start Provided material
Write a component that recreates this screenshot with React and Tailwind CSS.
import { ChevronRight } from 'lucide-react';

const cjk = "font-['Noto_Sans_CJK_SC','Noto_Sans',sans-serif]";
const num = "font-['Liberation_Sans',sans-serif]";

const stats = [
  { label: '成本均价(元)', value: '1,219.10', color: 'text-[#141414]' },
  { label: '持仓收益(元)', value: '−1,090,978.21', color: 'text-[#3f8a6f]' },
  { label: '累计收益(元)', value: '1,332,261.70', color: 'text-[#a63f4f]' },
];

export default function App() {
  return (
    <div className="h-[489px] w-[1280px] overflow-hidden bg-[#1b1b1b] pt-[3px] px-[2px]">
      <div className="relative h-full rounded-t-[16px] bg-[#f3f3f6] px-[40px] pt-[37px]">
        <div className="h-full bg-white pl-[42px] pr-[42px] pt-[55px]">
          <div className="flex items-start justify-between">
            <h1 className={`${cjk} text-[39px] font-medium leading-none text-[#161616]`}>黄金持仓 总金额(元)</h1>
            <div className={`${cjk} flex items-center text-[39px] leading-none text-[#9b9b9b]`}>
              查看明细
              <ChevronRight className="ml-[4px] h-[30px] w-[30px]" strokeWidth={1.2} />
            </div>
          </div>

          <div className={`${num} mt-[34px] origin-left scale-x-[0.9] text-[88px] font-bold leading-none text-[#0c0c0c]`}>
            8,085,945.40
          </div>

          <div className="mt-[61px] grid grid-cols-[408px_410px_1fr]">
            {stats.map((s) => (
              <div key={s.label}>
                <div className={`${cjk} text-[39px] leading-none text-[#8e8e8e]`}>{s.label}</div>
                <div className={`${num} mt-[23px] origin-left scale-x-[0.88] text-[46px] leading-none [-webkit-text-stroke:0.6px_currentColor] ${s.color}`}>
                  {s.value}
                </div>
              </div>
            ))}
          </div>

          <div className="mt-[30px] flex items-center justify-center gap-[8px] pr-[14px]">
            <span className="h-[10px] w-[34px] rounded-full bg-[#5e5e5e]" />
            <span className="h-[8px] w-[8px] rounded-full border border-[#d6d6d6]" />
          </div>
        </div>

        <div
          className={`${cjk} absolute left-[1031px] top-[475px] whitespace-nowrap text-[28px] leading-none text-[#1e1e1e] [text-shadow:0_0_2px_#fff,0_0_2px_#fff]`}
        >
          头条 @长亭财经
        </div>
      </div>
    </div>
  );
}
end Provided material
Goal of the exercise: Return every line exactly.

Written response:
Write a component that recreates this screenshot with React and Tailwind CSS.
import { ChevronRight } from 'lucide-react';

const cjk = "font-['Noto_Sans_CJK_SC','Noto_Sans',sans-serif]";
const num = "font-['Liberation_Sans',sans-serif]";

const stats = [
  { label: '成本均价(元)', value: '1,219.10', color: 'text-[#141414]' },
  { label: '持仓收益(元)', value: '−1,090,978.21', color: 'text-[#3f8a6f]' },
  { label: '累计收益(元)', value: '1,332,261.70', color: 'text-[#a63f4f]' },
];

export default function App() {
  return (
    <div className="h-[489px] w-[1280px] overflow-hidden bg-[#1b1b1b] pt-[3px] px-[2px]">
      <div className="relative h-full rounded-t-[16px] bg-[#f3f3f6] px-[40px] pt-[37px]">
        <div className="h-full bg-white pl-[42px] pr-[42px] pt-[55px]">
          <div className="flex items-start justify-between">
            <h1 className={`${cjk} text-[39px] font-medium leading-none text-[#161616]`}>黄金持仓 总金额(元)</h1>
            <div className={`${cjk} flex items-center text-[39px] leading-none text-[#9b9b9b]`}>
              查看明细
              <ChevronRight className="ml-[4px] h-[30px] w-[30px]" strokeWidth={1.2} />
            </div>
          </div>

          <div className={`${num} mt-[34px] origin-left scale-x-[0.9] text-[88px] font-bold leading-none text-[#0c0c0c]`}>
            8,085,945.40
          </div>

          <div className="mt-[61px] grid grid-cols-[408px_410px_1fr]">
            {stats.map((s) => (
              <div key={s.label}>
                <div className={`${cjk} text-[39px] leading-none text-[#8e8e8e]`}>{s.label}</div>
                <div className={`${num} mt-[23px] origin-left scale-x-[0.88] text-[46px] leading-none [-webkit-text-stroke:0.6px_currentColor] ${s.color}`}>
                  {s.value}
                </div>
              </div>
            ))}
          </div>

          <div className="mt-[30px] flex items-center justify-center gap-[8px] pr-[14px]">
            <span className="h-[10px] w-[34px] rounded-full bg-[#5e5e5e]" />
            <span className="h-[8px] w-[8px] rounded-full border border-[#d6d6d6]" />
          </div>
        </div>

        <div
          className={`${cjk} absolute left-[1031px] top-[475px] whitespace-nowrap text-[28px] leading-none text-[#1e1e1e] [text-shadow:0_0_2px_#fff,0_0_2px_#fff]`}
        >
          头条 @长亭财经
        </div>
      </div>
    </div>
  );
}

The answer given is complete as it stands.